● **Task statement**: Write the data out again exactly, with no pictures.

● **Dataset extract**:
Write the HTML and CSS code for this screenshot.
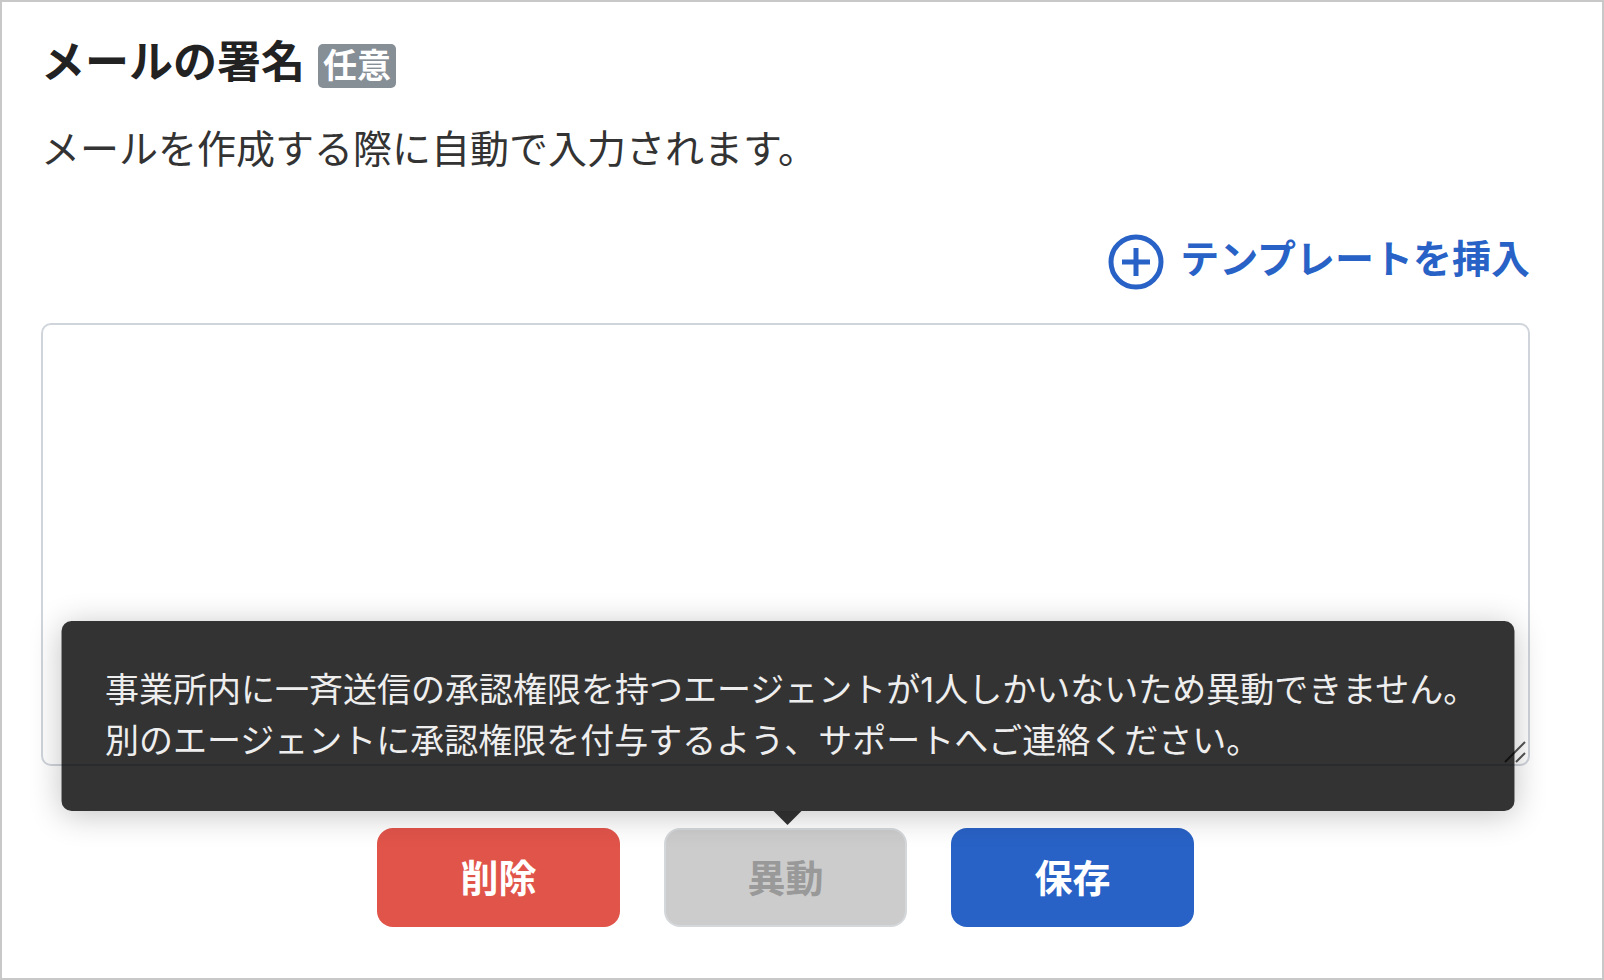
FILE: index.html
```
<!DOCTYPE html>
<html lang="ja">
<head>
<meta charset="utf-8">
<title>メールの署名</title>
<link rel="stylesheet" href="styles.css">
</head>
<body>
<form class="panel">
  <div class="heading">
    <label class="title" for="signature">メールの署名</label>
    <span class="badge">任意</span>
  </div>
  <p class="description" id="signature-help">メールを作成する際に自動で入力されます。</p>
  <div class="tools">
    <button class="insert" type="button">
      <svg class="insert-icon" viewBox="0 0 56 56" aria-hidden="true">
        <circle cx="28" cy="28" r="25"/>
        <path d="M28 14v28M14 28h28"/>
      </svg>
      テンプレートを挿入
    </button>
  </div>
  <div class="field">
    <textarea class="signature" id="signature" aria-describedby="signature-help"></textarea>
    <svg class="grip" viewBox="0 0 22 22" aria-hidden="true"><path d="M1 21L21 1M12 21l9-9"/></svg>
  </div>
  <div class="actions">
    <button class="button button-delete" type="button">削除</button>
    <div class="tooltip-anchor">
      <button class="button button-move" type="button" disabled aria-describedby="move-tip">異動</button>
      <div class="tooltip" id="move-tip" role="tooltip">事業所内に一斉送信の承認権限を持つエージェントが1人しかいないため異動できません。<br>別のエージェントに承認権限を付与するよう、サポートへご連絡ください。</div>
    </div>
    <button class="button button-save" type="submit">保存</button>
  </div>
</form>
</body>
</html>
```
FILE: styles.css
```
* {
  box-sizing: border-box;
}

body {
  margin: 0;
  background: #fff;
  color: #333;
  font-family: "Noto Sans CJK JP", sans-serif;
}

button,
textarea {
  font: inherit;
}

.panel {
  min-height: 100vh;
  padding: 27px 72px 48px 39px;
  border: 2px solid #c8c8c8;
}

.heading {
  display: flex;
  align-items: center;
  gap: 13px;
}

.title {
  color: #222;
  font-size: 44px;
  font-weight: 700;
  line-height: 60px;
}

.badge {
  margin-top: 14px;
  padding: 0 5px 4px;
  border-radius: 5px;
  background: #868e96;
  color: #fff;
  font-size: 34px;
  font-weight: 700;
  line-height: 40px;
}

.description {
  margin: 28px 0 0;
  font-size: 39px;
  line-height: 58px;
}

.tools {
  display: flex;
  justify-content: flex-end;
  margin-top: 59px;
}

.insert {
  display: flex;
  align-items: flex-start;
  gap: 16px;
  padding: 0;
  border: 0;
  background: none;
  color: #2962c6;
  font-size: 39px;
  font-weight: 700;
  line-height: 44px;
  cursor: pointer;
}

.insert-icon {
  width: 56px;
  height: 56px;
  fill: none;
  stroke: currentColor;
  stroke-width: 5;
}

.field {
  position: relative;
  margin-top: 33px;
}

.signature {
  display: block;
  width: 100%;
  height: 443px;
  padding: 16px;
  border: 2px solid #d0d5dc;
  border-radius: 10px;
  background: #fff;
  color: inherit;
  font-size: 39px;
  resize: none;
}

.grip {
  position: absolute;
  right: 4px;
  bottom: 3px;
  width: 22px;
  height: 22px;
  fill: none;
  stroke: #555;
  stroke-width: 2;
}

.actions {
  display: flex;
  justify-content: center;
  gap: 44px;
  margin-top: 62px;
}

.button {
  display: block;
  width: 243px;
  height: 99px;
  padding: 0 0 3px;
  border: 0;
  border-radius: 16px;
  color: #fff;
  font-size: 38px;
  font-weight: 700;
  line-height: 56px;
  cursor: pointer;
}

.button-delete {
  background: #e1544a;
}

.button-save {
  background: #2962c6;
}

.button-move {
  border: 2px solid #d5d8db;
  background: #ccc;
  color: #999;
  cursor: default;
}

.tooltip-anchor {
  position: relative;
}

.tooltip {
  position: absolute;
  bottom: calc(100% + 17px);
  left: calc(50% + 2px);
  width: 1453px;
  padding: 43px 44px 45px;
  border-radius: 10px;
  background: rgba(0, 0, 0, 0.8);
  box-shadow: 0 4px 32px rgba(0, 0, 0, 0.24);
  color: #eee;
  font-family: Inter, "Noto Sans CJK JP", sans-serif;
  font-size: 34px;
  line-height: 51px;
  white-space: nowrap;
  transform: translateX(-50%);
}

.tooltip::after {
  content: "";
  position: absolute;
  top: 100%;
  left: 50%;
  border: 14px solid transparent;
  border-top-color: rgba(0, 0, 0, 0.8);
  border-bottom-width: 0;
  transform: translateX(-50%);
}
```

● **Exercise response**:
Write the HTML and CSS code for this screenshot.
FILE: index.html
```
<!DOCTYPE html>
<html lang="ja">
<head>
<meta charset="utf-8">
<title>メールの署名</title>
<link rel="stylesheet" href="styles.css">
</head>
<body>
<form class="panel">
  <div class="heading">
    <label class="title" for="signature">メールの署名</label>
    <span class="badge">任意</span>
  </div>
  <p class="description" id="signature-help">メールを作成する際に自動で入力されます。</p>
  <div class="tools">
    <button class="insert" type="button">
      <svg class="insert-icon" viewBox="0 0 56 56" aria-hidden="true">
        <circle cx="28" cy="28" r="25"/>
        <path d="M28 14v28M14 28h28"/>
      </svg>
      テンプレートを挿入
    </button>
  </div>
  <div class="field">
    <textarea class="signature" id="signature" aria-describedby="signature-help"></textarea>
    <svg class="grip" viewBox="0 0 22 22" aria-hidden="true"><path d="M1 21L21 1M12 21l9-9"/></svg>
  </div>
  <div class="actions">
    <button class="button button-delete" type="button">削除</button>
    <div class="tooltip-anchor">
      <button class="button button-move" type="button" disabled aria-describedby="move-tip">異動</button>
      <div class="tooltip" id="move-tip" role="tooltip">事業所内に一斉送信の承認権限を持つエージェントが1人しかいないため異動できません。<br>別のエージェントに承認権限を付与するよう、サポートへご連絡ください。</div>
    </div>
    <button class="button button-save" type="submit">保存</button>
  </div>
</form>
</body>
</html>
```
FILE: styles.css
```
* {
  box-sizing: border-box;
}

body {
  margin: 0;
  background: #fff;
  color: #333;
  font-family: "Noto Sans CJK JP", sans-serif;
}

button,
textarea {
  font: inherit;
}

.panel {
  min-height: 100vh;
  padding: 27px 72px 48px 39px;
  border: 2px solid #c8c8c8;
}

.heading {
  display: flex;
  align-items: center;
  gap: 13px;
}

.title {
  color: #222;
  font-size: 44px;
  font-weight: 700;
  line-height: 60px;
}

.badge {
  margin-top: 14px;
  padding: 0 5px 4px;
  border-radius: 5px;
  background: #868e96;
  color: #fff;
  font-size: 34px;
  font-weight: 700;
  line-height: 40px;
}

.description {
  margin: 28px 0 0;
  font-size: 39px;
  line-height: 58px;
}

.tools {
  display: flex;
  justify-content: flex-end;
  margin-top: 59px;
}

.insert {
  display: flex;
  align-items: flex-start;
  gap: 16px;
  padding: 0;
  border: 0;
  background: none;
  color: #2962c6;
  font-size: 39px;
  font-weight: 700;
  line-height: 44px;
  cursor: pointer;
}

.insert-icon {
  width: 56px;
  height: 56px;
  fill: none;
  stroke: currentColor;
  stroke-width: 5;
}

.field {
  position: relative;
  margin-top: 33px;
}

.signature {
  display: block;
  width: 100%;
  height: 443px;
  padding: 16px;
  border: 2px solid #d0d5dc;
  border-radius: 10px;
  background: #fff;
  color: inherit;
  font-size: 39px;
  resize: none;
}

.grip {
  position: absolute;
  right: 4px;
  bottom: 3px;
  width: 22px;
  height: 22px;
  fill: none;
  stroke: #555;
  stroke-width: 2;
}

.actions {
  display: flex;
  justify-content: center;
  gap: 44px;
  margin-top: 62px;
}

.button {
  display: block;
  width: 243px;
  height: 99px;
  padding: 0 0 3px;
  border: 0;
  border-radius: 16px;
  color: #fff;
  font-size: 38px;
  font-weight: 700;
  line-height: 56px;
  cursor: pointer;
}

.button-delete {
  background: #e1544a;
}

.button-save {
  background: #2962c6;
}

.button-move {
  border: 2px solid #d5d8db;
  background: #ccc;
  color: #999;
  cursor: default;
}

.tooltip-anchor {
  position: relative;
}

.tooltip {
  position: absolute;
  bottom: calc(100% + 17px);
  left: calc(50% + 2px);
  width: 1453px;
  padding: 43px 44px 45px;
  border-radius: 10px;
  background: rgba(0, 0, 0, 0.8);
  box-shadow: 0 4px 32px rgba(0, 0, 0, 0.24);
  color: #eee;
  font-family: Inter, "Noto Sans CJK JP", sans-serif;
  font-size: 34px;
  line-height: 51px;
  white-space: nowrap;
  transform: translateX(-50%);
}

.tooltip::after {
  content: "";
  position: absolute;
  top: 100%;
  left: 50%;
  border: 14px solid transparent;
  border-top-color: rgba(0, 0, 0, 0.8);
  border-bottom-width: 0;
  transform: translateX(-50%);
}
```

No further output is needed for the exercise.